Exercise requirements.
Locate every line below that contains the word "screenshot" and copy it.

Records for processing.
== == ==

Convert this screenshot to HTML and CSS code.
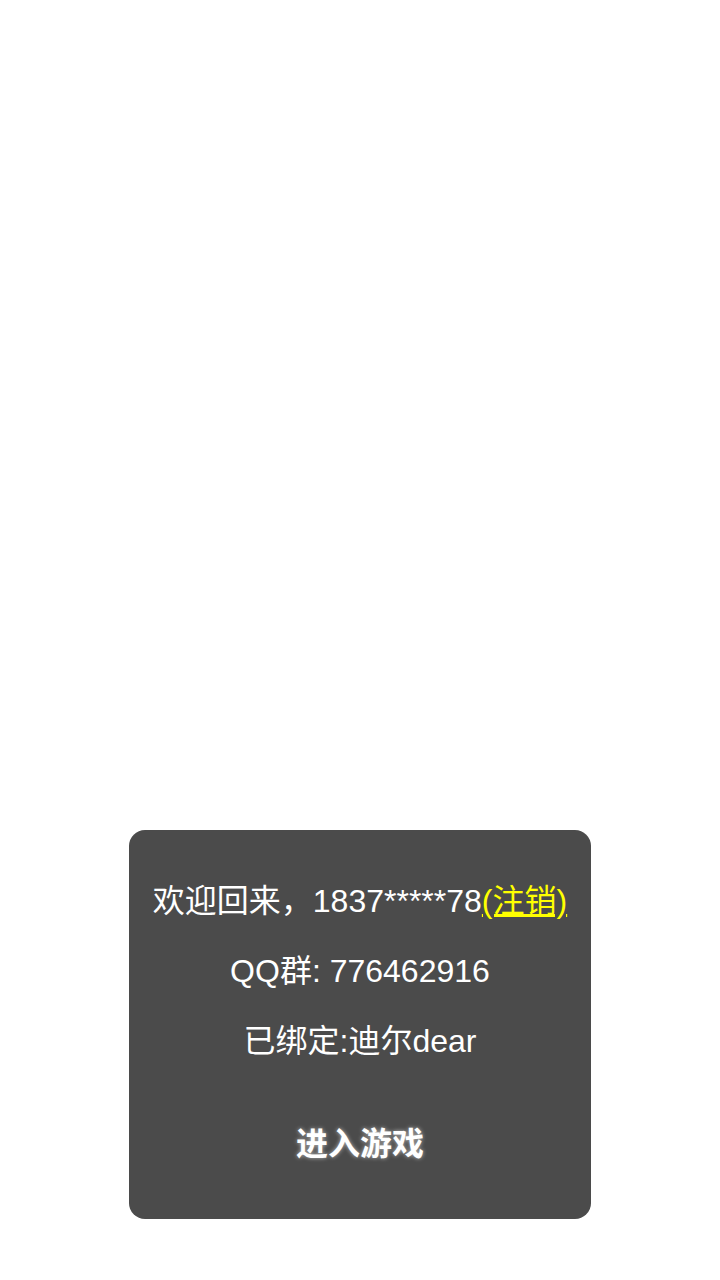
FILE: index.html
```html
<!DOCTYPE html>
<html lang="zh-CN">
<head>
  <meta charset="UTF-8" />
  <meta name="viewport" content="width=device-width, initial-scale=1.0" />
  <title>登录</title>
  <link rel="stylesheet" href="styles.css">
</head>
<body>
  <div class="page">
    <div class="panel">
      <div class="info">
        <p class="line">欢迎回来，1837*****78<a class="logout" href="#">(注销)</a></p>
        <p class="line">QQ群: 776462916</p>
        <p class="line">已绑定:迪尔dear</p>
      </div>
      <button type="button" class="enter-btn">进入游戏</button>
    </div>
  </div>
</body>
</html>
```

FILE: styles.css
```css
html, body {
  margin: 0;
  padding: 0;
  height: 100%;
  background: #fff;
}

body {
  font-family: "Liberation Sans", "Noto Sans CJK SC", sans-serif;
}

.page {
  height: 100%;
  display: flex;
  flex-direction: column;
  justify-content: flex-end;
  align-items: center;
  padding-bottom: 61px;
  box-sizing: border-box;
}

.panel {
  width: 462px;
  height: 389px;
  box-sizing: border-box;
  background: #4b4b4b;
  border-radius: 16px;
  padding-top: 36px;
  display: flex;
  flex-direction: column;
  align-items: center;
}

.info {
  display: flex;
  flex-direction: column;
  align-items: center;
}

.line {
  margin: 0;
  height: 70px;
  line-height: 70px;
  font-size: 32px;
  color: #fff;
  white-space: nowrap;
}

.logout {
  color: #ffff00;
  text-decoration: underline;
}

.enter-btn {
  margin-top: 42px;
  background: none;
  border: none;
  padding: 0;
  font-family: inherit;
  font-size: 32px;
  font-weight: bold;
  color: #fff;
  text-shadow: 0 0 4px rgba(255, 255, 255, 0.6);
  cursor: pointer;
}
```
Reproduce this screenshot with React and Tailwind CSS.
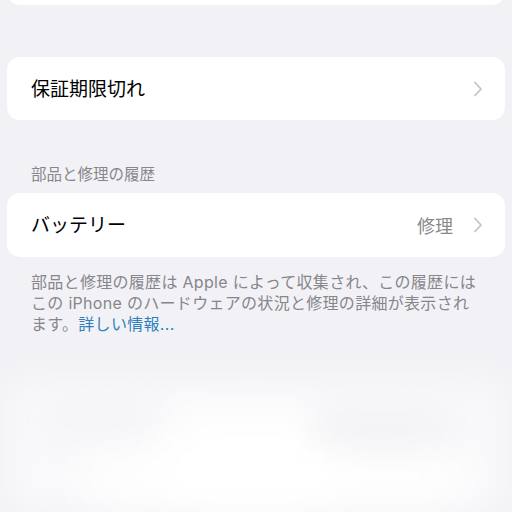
import React from "react";

function Chevron() {
  return (
    <svg width="10" height="16" viewBox="0 0 10 16" fill="none" className="shrink-0">
      <path d="M2 1.5 L8 8 L2 14.5" stroke="#c4c4c8" strokeWidth="1.8" strokeLinecap="round" strokeLinejoin="round" />
    </svg>
  );
}

export default function App() {
  return (
    <div
      className="w-[512px] h-[512px] overflow-hidden bg-[#f2f2f6] flex flex-col"
      style={{ fontFamily: '"Inter", "Noto Sans CJK JP", sans-serif' }}
    >
      {/* bottom edge of the previous card */}
      <div className="mx-[7px] h-[5px] overflow-hidden">
        <div className="h-[40px] -mt-[35px] bg-white rounded-[13px]" />
      </div>

      <div className="mt-[52px] mx-[7px] h-[63px] bg-white rounded-[13px] flex items-center pl-[24px] pr-[22px]">
        <span className="flex-1 text-[19px] text-black pt-[3px]">保証期限切れ</span>
        <Chevron />
      </div>

      <div className="mt-[45px] px-[31px] text-[15.5px] leading-[20px] text-[#86868b]">部品と修理の履歴</div>

      <div className="mt-[8px] mx-[7px] h-[64px] bg-white rounded-[13px] flex items-center pl-[24px] pr-[22px]">
        <span className="flex-1 text-[19px] text-black pt-[3px]">バッテリー</span>
        <span className="text-[18px] text-[#8a8a8e] mr-[20px] pt-[3px]">修理</span>
        <Chevron />
      </div>

      <p className="mt-[15px] px-[31px] text-[16px] leading-[21px] tracking-[0.3px] text-[#86868b] whitespace-nowrap">
        部品と修理の履歴は Apple によって収集され、この履歴には
        <br />
        この iPhone のハードウェアの状況と修理の詳細が表示され
        <br />
        ます。<span className="text-[#2f7fc0]">詳しい情報...</span>
      </p>

      {/* blurred content below */}
      <div className="mt-[26px] flex-1 relative">
        <div className="absolute inset-x-[6px] top-[20px] bottom-0 bg-[#f9f9fb] rounded-[16px] blur-lg" />
        <div className="absolute left-[160px] right-[170px] top-[50px] bottom-[10px] bg-white rounded-[40px] blur-xl" />
        <div className="absolute left-[80px] right-[40px] top-[90px] bottom-[10px] bg-white rounded-[30px] blur-xl" />
        <div className="absolute left-[40px] w-[110px] top-[40px] h-[30px] bg-[#f4f4f7] rounded-full blur-lg" />
        <div className="absolute right-[60px] w-[140px] top-[45px] h-[40px] bg-[#f3f3f6] rounded-full blur-lg" />
      </div>
    </div>
  );
}
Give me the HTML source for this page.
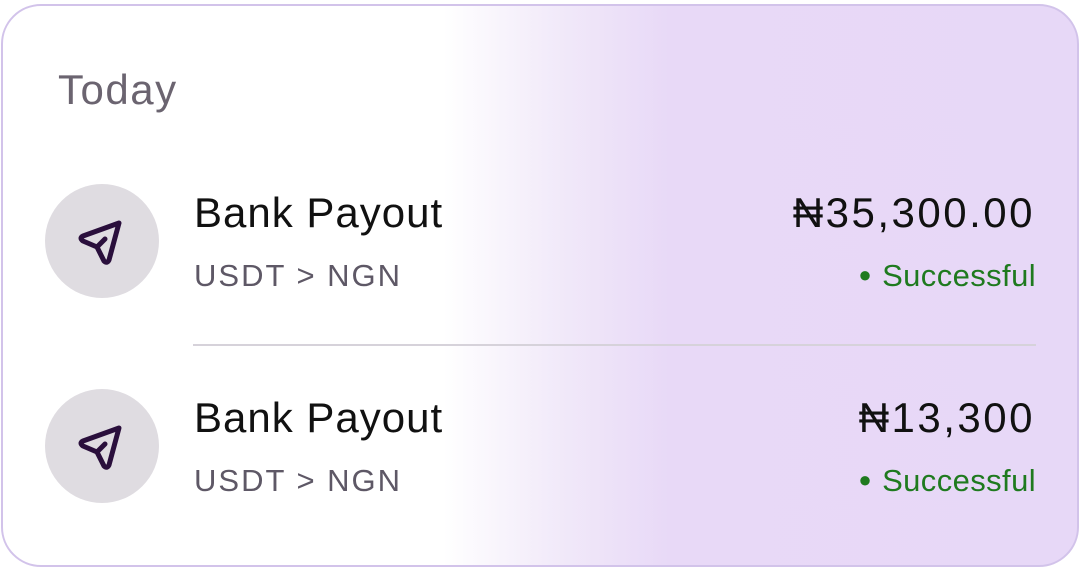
<!DOCTYPE html>
<html><head><style>
body{margin:0;width:1082px;height:570px;background:#fff;overflow:hidden;font-family:"Liberation Sans",sans-serif}
.card{position:absolute;left:1px;top:4px;width:1078px;height:563px;border:2px solid #d2c3ea;border-radius:40px;box-sizing:border-box;background:linear-gradient(90deg,#fff 0%,#fff 41%,#f1e9f9 52%,#e8d9f7 62%,#e7d8f7 100%);overflow:hidden}
.t{position:absolute;white-space:nowrap}
.circ{position:absolute;width:114px;height:114px;border-radius:50%;background:#dfdce1}
.name{font-size:42px;letter-spacing:1px;color:#111}
.sub{font-size:31px;letter-spacing:2px;color:#5e5866}
.amt{font-size:42px;letter-spacing:2.5px;color:#111}
.ok{font-size:31px;letter-spacing:0.4px;color:#1f7a1f}
</style></head><body>
<div class="card"></div>
<div class="t" style="left:58px;top:66px;font-size:42px;letter-spacing:1.5px;color:#6b6470">Today</div>

<div class="circ" style="left:45px;top:184px"></div>
<svg style="position:absolute;left:45px;top:184px" width="114" height="114"><g fill="none" stroke="#2a0f3c" stroke-width="5" stroke-linejoin="round" stroke-linecap="round"><path d="M74,39 L38,52 Q34,54 38,57 L52,63 L59,77 Q62,80 64,76 Z"/><path d="M52,63 L60,55"/></g></svg>
<div class="t name" style="left:194px;top:189px">Bank Payout</div>
<div class="t sub" style="left:194px;top:258px">USDT &gt; NGN</div>
<div class="t amt" style="right:47px;top:189px">₦35,300.00</div>
<div class="t ok" style="right:46px;top:258px"><span style="font-size:22px;vertical-align:4px;margin-right:10px">●</span>Successful</div>

<div style="position:absolute;left:193px;top:344px;width:843px;height:2px;background:#d6d2da"></div>

<div class="circ" style="left:45px;top:389px"></div>
<svg style="position:absolute;left:45px;top:389px" width="114" height="114"><g fill="none" stroke="#2a0f3c" stroke-width="5" stroke-linejoin="round" stroke-linecap="round"><path d="M74,39 L38,52 Q34,54 38,57 L52,63 L59,77 Q62,80 64,76 Z"/><path d="M52,63 L60,55"/></g></svg>
<div class="t name" style="left:194px;top:394px">Bank Payout</div>
<div class="t sub" style="left:194px;top:463px">USDT &gt; NGN</div>
<div class="t amt" style="right:47px;top:394px">₦13,300</div>
<div class="t ok" style="right:46px;top:463px"><span style="font-size:22px;vertical-align:4px;margin-right:10px">●</span>Successful</div>
</body></html>
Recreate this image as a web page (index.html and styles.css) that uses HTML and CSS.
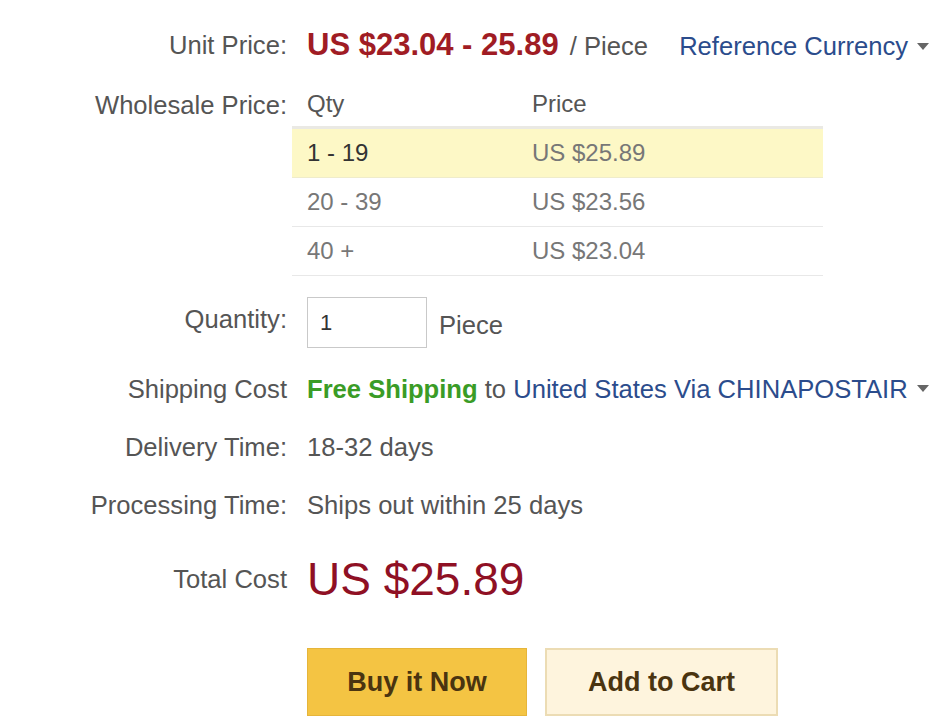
FILE: index.html
```html
<!DOCTYPE html>
<html lang="en">
<head>
    <meta charset="UTF-8">
    <meta name="viewport" content="width=device-width, initial-scale=1.0">
    <title>Product Price</title>
    <link rel="stylesheet" href="styles.css">
</head>
<body>
    <div class="buy-box">
        <div class="row row-unit">
            <div class="label">Unit Price:</div>
            <div class="value">
                <span class="price-range">US $23.04 - 25.89</span>
                <span class="unit">/ Piece</span>
                <a href="#" class="link currency">Reference Currency <span class="caret"></span></a>
            </div>
        </div>

        <div class="row row-wholesale">
            <div class="label">Wholesale Price:</div>
            <div class="value">
                <table class="wholesale">
                    <thead>
                        <tr><th>Qty</th><th>Price</th></tr>
                    </thead>
                    <tbody>
                        <tr class="current"><td>1 - 19</td><td>US $25.89</td></tr>
                        <tr><td>20 - 39</td><td>US $23.56</td></tr>
                        <tr><td>40 +</td><td>US $23.04</td></tr>
                    </tbody>
                </table>
            </div>
        </div>

        <div class="row row-qty">
            <div class="label">Quantity:</div>
            <div class="value">
                <input type="text" class="qty-input" value="1">
                <span class="unit-big">Piece</span>
            </div>
        </div>

        <div class="row row-info">
            <div class="label">Shipping Cost</div>
            <div class="value">
                <span class="free">Free Shipping</span> to
                <a href="#" class="link">United States Via CHINAPOSTAIR <span class="caret"></span></a>
            </div>
        </div>

        <div class="row row-info">
            <div class="label">Delivery Time:</div>
            <div class="value">18-32 days</div>
        </div>

        <div class="row row-info">
            <div class="label">Processing Time:</div>
            <div class="value">Ships out within 25 days</div>
        </div>

        <div class="row row-total">
            <div class="label">Total Cost</div>
            <div class="value total">US $25.89</div>
        </div>

        <div class="row row-buttons">
            <div class="label"></div>
            <div class="value buttons">
                <button class="btn btn-buy">Buy it Now</button>
                <button class="btn btn-cart">Add to Cart</button>
            </div>
        </div>
    </div>
</body>
</html>
```

FILE: styles.css
```css
/* Base styles */
body {
    margin: 0;
    background: #fff;
    font-family: "Liberation Sans", Arial, sans-serif;
    font-size: 25.6px;
    color: #555;
}

.buy-box {
    padding-top: 20px;
}

.row {
    display: flex;
    align-items: center;
}

.label {
    width: 287px;
    flex-shrink: 0;
    margin-right: 20px;
    text-align: right;
    color: #555;
    white-space: nowrap;
}

.value {
    white-space: nowrap;
    color: #555;
}

/* Unit price */
.row-unit {
    height: 50px;
}

.price-range {
    font-size: 31px;
    font-weight: bold;
    color: #a01c24;
}

.unit {
    margin-left: 4px;
}

.link {
    color: #2b4c8c;
    text-decoration: none;
}

.currency {
    margin-left: 24px;
}

.caret {
    display: inline-block;
    width: 0;
    height: 0;
    border-left: 6px solid transparent;
    border-right: 6px solid transparent;
    border-top: 7px solid #666;
    vertical-align: middle;
    margin-left: 2px;
    margin-top: -4px;
}

/* Wholesale table */
.row-wholesale {
    align-items: flex-start;
}

.row-wholesale .label {
    line-height: 46px;
    margin-top: 12px;
}

.row-wholesale .value {
    margin-left: -15px;
}

.wholesale {
    border-collapse: collapse;
    width: 531px;
    margin-top: 12px;
    font-size: 24px;
}

.wholesale th {
    text-align: left;
    font-weight: normal;
    color: #555;
    height: 44px;
    padding: 0 15px;
    border-bottom: 3px solid #eae9e4;
}

.wholesale th:first-child,
.wholesale td:first-child {
    width: 195px;
}

.wholesale td {
    height: 48px;
    padding: 0 15px;
    color: #777;
    border-bottom: 1px solid #e8e8e8;
}

.wholesale tr.current td {
    background: #fdf8c6;
    border-bottom-color: #efeccb;
}

.wholesale tr.current td:first-child {
    color: #333;
}

/* Quantity */
.row-qty {
    align-items: flex-start;
    margin-top: 21px;
}

.row-qty .label {
    line-height: 44px;
}

.row-qty .value {
    display: flex;
    align-items: center;
}

.qty-input {
    width: 120px;
    height: 51px;
    box-sizing: border-box;
    border: 1px solid #c9c9c9;
    padding: 0 12px;
    font-family: "Liberation Sans", Arial, sans-serif;
    font-size: 22px;
    color: #333;
    margin: 0;
}

.unit-big {
    margin-left: 12px;
    margin-top: 6px;
}

/* Info rows */
.row-info {
    height: 58px;
}

.row-qty + .row-info {
    margin-top: 12px;
}

.free {
    color: #3a9c26;
    font-weight: bold;
}

/* Total */
.row-total {
    height: 70px;
    margin-top: 10px;
}

.total {
    font-size: 46px;
    color: #8f1024;
}

/* Buttons */
.row-buttons {
    margin-top: 34px;
}

.buttons {
    display: flex;
    gap: 18px;
}

.btn {
    height: 68px;
    font-family: "Liberation Sans", Arial, sans-serif;
    font-size: 27px;
    font-weight: bold;
    color: #4a3410;
    cursor: pointer;
    margin: 0;
    padding: 0;
}

.btn-buy {
    width: 220px;
    background: #f4c443;
    border: 1px solid #e6b53a;
}

.btn-cart {
    width: 233px;
    background: #fef4dd;
    border: 2px solid #ecdcb4;
}
```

== == ==

Full response.
Convert this screenshot to HTML and CSS code.
Reproduce this screenshot with React and Tailwind CSS.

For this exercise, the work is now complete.